* TO BE DONE *
Can you transcribe every line exactly and leave the pictures behind?

* SUPPLIED INFORMATION *

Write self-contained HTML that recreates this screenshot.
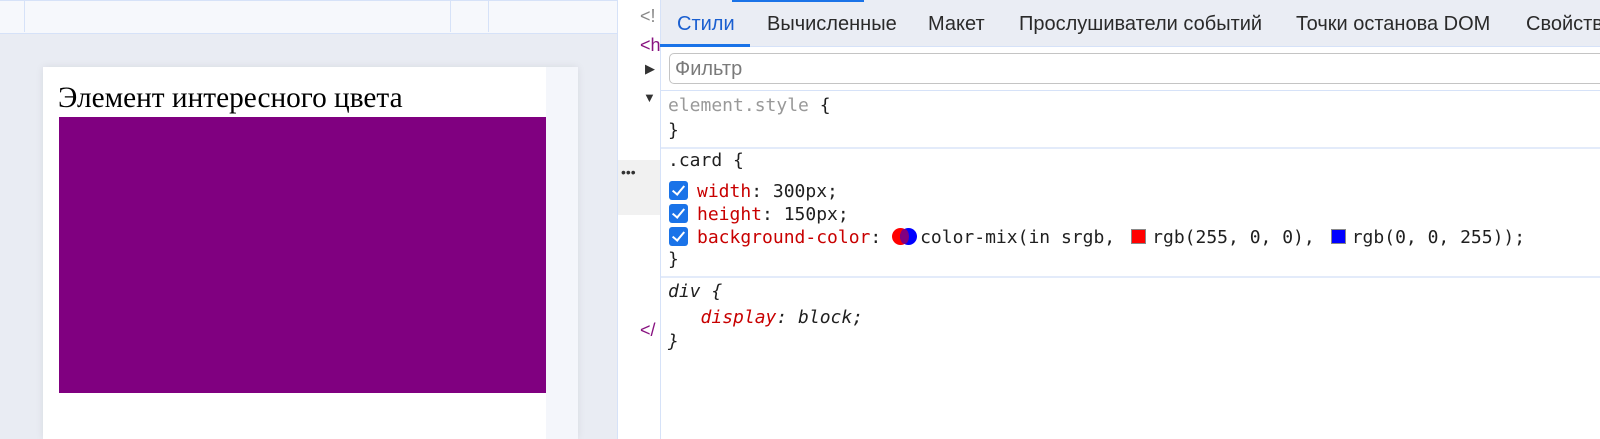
<!DOCTYPE html>
<html><head><meta charset="utf-8"><style>
*{margin:0;padding:0;box-sizing:border-box}
body{width:1600px;height:439px;overflow:hidden;position:relative;background:#fff;font-family:"Liberation Sans",sans-serif}
.a{position:absolute}
.mono{font-family:"DejaVu Sans Mono","Liberation Mono",monospace;font-size:18px;line-height:22px;color:#1f1f1f;white-space:pre}
.r{color:#c80000}
.cb{display:inline-block;width:19px;height:19px;background:#1a73e8;border-radius:3px;vertical-align:-3px;margin-right:9px;position:relative}
.cb:after{content:"";position:absolute;left:6px;top:2px;width:5px;height:10px;border:solid #fff;border-width:0 2.5px 2.5px 0;transform:rotate(40deg)}
.sw{display:inline-block;width:15px;height:15px;vertical-align:-1px;margin:0 6px 0 16px;border:1px solid #888}
.tab{position:absolute;top:13px;font-size:20px;color:#2a2a2a;white-space:nowrap}
</style></head><body>
<div class="a" style="left:0;top:0;width:617px;height:439px;background:#e9ecf3"></div>
<div class="a" style="left:0;top:0;width:617px;height:34px;background:#f6f8fc;border-top:1px solid #d6e2f8;border-bottom:1px solid #d6e2f8"></div>
<div class="a" style="left:24px;top:0;width:1px;height:32px;background:#d6e2f8"></div>
<div class="a" style="left:450px;top:0;width:1px;height:32px;background:#d6e2f8"></div>
<div class="a" style="left:488px;top:0;width:1px;height:32px;background:#d6e2f8"></div>
<div class="a" style="left:43px;top:67px;width:535px;height:372px;background:#fff;box-shadow:0 0 8px rgba(0,0,0,.08)"></div>
<div class="a" style="left:546px;top:67px;width:32px;height:372px;background:#f4f6fb"></div>
<div class="a" style="left:58px;top:82px;font-family:'Liberation Serif',serif;font-size:29.3px;color:#000;white-space:nowrap">Элемент интересного цвета</div>
<div class="a" style="left:59px;top:117px;width:487px;height:276px;background:#800080"></div>
<div class="a" style="left:617px;top:0;width:43px;height:439px;background:#fff;border-left:1px solid #d6e2f8"></div>
<div class="a" style="left:618px;top:160px;width:42px;height:55px;background:#f1f1f1"></div>
<div class="a" style="left:621px;top:164px;font-size:14px;color:#333">•••</div>
<div class="a" style="left:640px;top:6px;font-size:18px;color:#888">&lt;!</div>
<div class="a" style="left:640px;top:35px;font-size:18px;color:#881280">&lt;h</div>
<div class="a" style="left:645px;top:61px;font-size:13px;color:#333">▶</div>
<div class="a" style="left:643px;top:90px;font-size:13px;color:#333">▼</div>
<div class="a" style="left:640px;top:320px;font-size:18px;color:#881280">&lt;/</div>
<div class="a" style="left:660px;top:0;width:940px;height:47px;background:#eaedf4;border-left:1px solid #d6e2f8;border-bottom:1px solid #d6e2f8"></div>
<div class="a" style="left:732px;top:0;width:132px;height:2px;background:#1a73e8"></div>
<div class="a" style="left:660px;top:44px;width:90px;height:3px;background:#1a73e8"></div>
<div class="tab" style="left:677px;color:#1a5fd0">Стили</div>
<div class="tab" style="left:767px">Вычисленные</div>
<div class="tab" style="left:928px">Макет</div>
<div class="tab" style="left:1019px">Прослушиватели событий</div>
<div class="tab" style="left:1296px">Точки останова DOM</div>
<div class="tab" style="left:1526px">Свойства</div>
<div class="a" style="left:660px;top:47px;width:1px;height:392px;background:#d6e2f8"></div>
<div class="a" style="left:669px;top:53px;width:960px;height:31px;border:1px solid #c4c4c4;border-radius:5px;background:#fff"></div>
<div class="a" style="left:675px;top:58px;font-size:20px;color:#7a7a7a">Фильтр</div>
<div class="a" style="left:661px;top:90px;width:939px;height:1px;background:#d6e2f8"></div>
<div class="a" style="left:661px;top:147px;width:939px;height:2px;background:#e3ebfa"></div>
<div class="a" style="left:661px;top:276px;width:939px;height:2px;background:#e3ebfa"></div>
<div class="a mono" style="left:668px;top:95px;color:#999">element.style <span style="color:#1f1f1f">{</span></div>
<div class="a mono" style="left:668px;top:120px">}</div>
<div class="a mono" style="left:668px;top:150px">.card {</div>
<div class="a mono" style="left:669px;top:181px"><span class="cb"></span><span class="r">width</span>: 300px;</div>
<div class="a mono" style="left:669px;top:204px"><span class="cb"></span><span class="r">height</span>: 150px;</div>
<div class="a mono" style="left:669px;top:227px"><span class="cb"></span><span class="r">background-color</span>: <span style="display:inline-block;position:relative;width:28px;height:17px;vertical-align:-2px"><span style="position:absolute;left:0;top:0;width:17px;height:17px;border-radius:50%;background:#f00"></span><span style="position:absolute;left:8px;top:0;width:17px;height:17px;border-radius:50%;background:#00f"></span><span style="position:absolute;left:8px;top:1px;width:9px;height:15px;border-radius:50%;background:#800080"></span></span>color-mix(in srgb,<span class="sw" style="background:#f00"></span>rgb(255, 0, 0),<span class="sw" style="background:#00f"></span>rgb(0, 0, 255));</div>
<div class="a mono" style="left:668px;top:249px">}</div>
<div class="a mono" style="left:668px;top:281px;font-style:italic">div {</div>
<div class="a mono" style="left:668px;top:307px;font-style:italic">   <span class="r">display</span>: block;</div>
<div class="a mono" style="left:668px;top:331px;font-style:italic">}</div>
</body></html>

* COMPLETE OUTPUT *
Write self-contained HTML that recreates this screenshot.
<!DOCTYPE html>
<html><head><meta charset="utf-8"><style>
*{margin:0;padding:0;box-sizing:border-box}
body{width:1600px;height:439px;overflow:hidden;position:relative;background:#fff;font-family:"Liberation Sans",sans-serif}
.a{position:absolute}
.mono{font-family:"DejaVu Sans Mono","Liberation Mono",monospace;font-size:18px;line-height:22px;color:#1f1f1f;white-space:pre}
.r{color:#c80000}
.cb{display:inline-block;width:19px;height:19px;background:#1a73e8;border-radius:3px;vertical-align:-3px;margin-right:9px;position:relative}
.cb:after{content:"";position:absolute;left:6px;top:2px;width:5px;height:10px;border:solid #fff;border-width:0 2.5px 2.5px 0;transform:rotate(40deg)}
.sw{display:inline-block;width:15px;height:15px;vertical-align:-1px;margin:0 6px 0 16px;border:1px solid #888}
.tab{position:absolute;top:13px;font-size:20px;color:#2a2a2a;white-space:nowrap}
</style></head><body>
<div class="a" style="left:0;top:0;width:617px;height:439px;background:#e9ecf3"></div>
<div class="a" style="left:0;top:0;width:617px;height:34px;background:#f6f8fc;border-top:1px solid #d6e2f8;border-bottom:1px solid #d6e2f8"></div>
<div class="a" style="left:24px;top:0;width:1px;height:32px;background:#d6e2f8"></div>
<div class="a" style="left:450px;top:0;width:1px;height:32px;background:#d6e2f8"></div>
<div class="a" style="left:488px;top:0;width:1px;height:32px;background:#d6e2f8"></div>
<div class="a" style="left:43px;top:67px;width:535px;height:372px;background:#fff;box-shadow:0 0 8px rgba(0,0,0,.08)"></div>
<div class="a" style="left:546px;top:67px;width:32px;height:372px;background:#f4f6fb"></div>
<div class="a" style="left:58px;top:82px;font-family:'Liberation Serif',serif;font-size:29.3px;color:#000;white-space:nowrap">Элемент интересного цвета</div>
<div class="a" style="left:59px;top:117px;width:487px;height:276px;background:#800080"></div>
<div class="a" style="left:617px;top:0;width:43px;height:439px;background:#fff;border-left:1px solid #d6e2f8"></div>
<div class="a" style="left:618px;top:160px;width:42px;height:55px;background:#f1f1f1"></div>
<div class="a" style="left:621px;top:164px;font-size:14px;color:#333">•••</div>
<div class="a" style="left:640px;top:6px;font-size:18px;color:#888">&lt;!</div>
<div class="a" style="left:640px;top:35px;font-size:18px;color:#881280">&lt;h</div>
<div class="a" style="left:645px;top:61px;font-size:13px;color:#333">▶</div>
<div class="a" style="left:643px;top:90px;font-size:13px;color:#333">▼</div>
<div class="a" style="left:640px;top:320px;font-size:18px;color:#881280">&lt;/</div>
<div class="a" style="left:660px;top:0;width:940px;height:47px;background:#eaedf4;border-left:1px solid #d6e2f8;border-bottom:1px solid #d6e2f8"></div>
<div class="a" style="left:732px;top:0;width:132px;height:2px;background:#1a73e8"></div>
<div class="a" style="left:660px;top:44px;width:90px;height:3px;background:#1a73e8"></div>
<div class="tab" style="left:677px;color:#1a5fd0">Стили</div>
<div class="tab" style="left:767px">Вычисленные</div>
<div class="tab" style="left:928px">Макет</div>
<div class="tab" style="left:1019px">Прослушиватели событий</div>
<div class="tab" style="left:1296px">Точки останова DOM</div>
<div class="tab" style="left:1526px">Свойства</div>
<div class="a" style="left:660px;top:47px;width:1px;height:392px;background:#d6e2f8"></div>
<div class="a" style="left:669px;top:53px;width:960px;height:31px;border:1px solid #c4c4c4;border-radius:5px;background:#fff"></div>
<div class="a" style="left:675px;top:58px;font-size:20px;color:#7a7a7a">Фильтр</div>
<div class="a" style="left:661px;top:90px;width:939px;height:1px;background:#d6e2f8"></div>
<div class="a" style="left:661px;top:147px;width:939px;height:2px;background:#e3ebfa"></div>
<div class="a" style="left:661px;top:276px;width:939px;height:2px;background:#e3ebfa"></div>
<div class="a mono" style="left:668px;top:95px;color:#999">element.style <span style="color:#1f1f1f">{</span></div>
<div class="a mono" style="left:668px;top:120px">}</div>
<div class="a mono" style="left:668px;top:150px">.card {</div>
<div class="a mono" style="left:669px;top:181px"><span class="cb"></span><span class="r">width</span>: 300px;</div>
<div class="a mono" style="left:669px;top:204px"><span class="cb"></span><span class="r">height</span>: 150px;</div>
<div class="a mono" style="left:669px;top:227px"><span class="cb"></span><span class="r">background-color</span>: <span style="display:inline-block;position:relative;width:28px;height:17px;vertical-align:-2px"><span style="position:absolute;left:0;top:0;width:17px;height:17px;border-radius:50%;background:#f00"></span><span style="position:absolute;left:8px;top:0;width:17px;height:17px;border-radius:50%;background:#00f"></span><span style="position:absolute;left:8px;top:1px;width:9px;height:15px;border-radius:50%;background:#800080"></span></span>color-mix(in srgb,<span class="sw" style="background:#f00"></span>rgb(255, 0, 0),<span class="sw" style="background:#00f"></span>rgb(0, 0, 255));</div>
<div class="a mono" style="left:668px;top:249px">}</div>
<div class="a mono" style="left:668px;top:281px;font-style:italic">div {</div>
<div class="a mono" style="left:668px;top:307px;font-style:italic">   <span class="r">display</span>: block;</div>
<div class="a mono" style="left:668px;top:331px;font-style:italic">}</div>
</body></html>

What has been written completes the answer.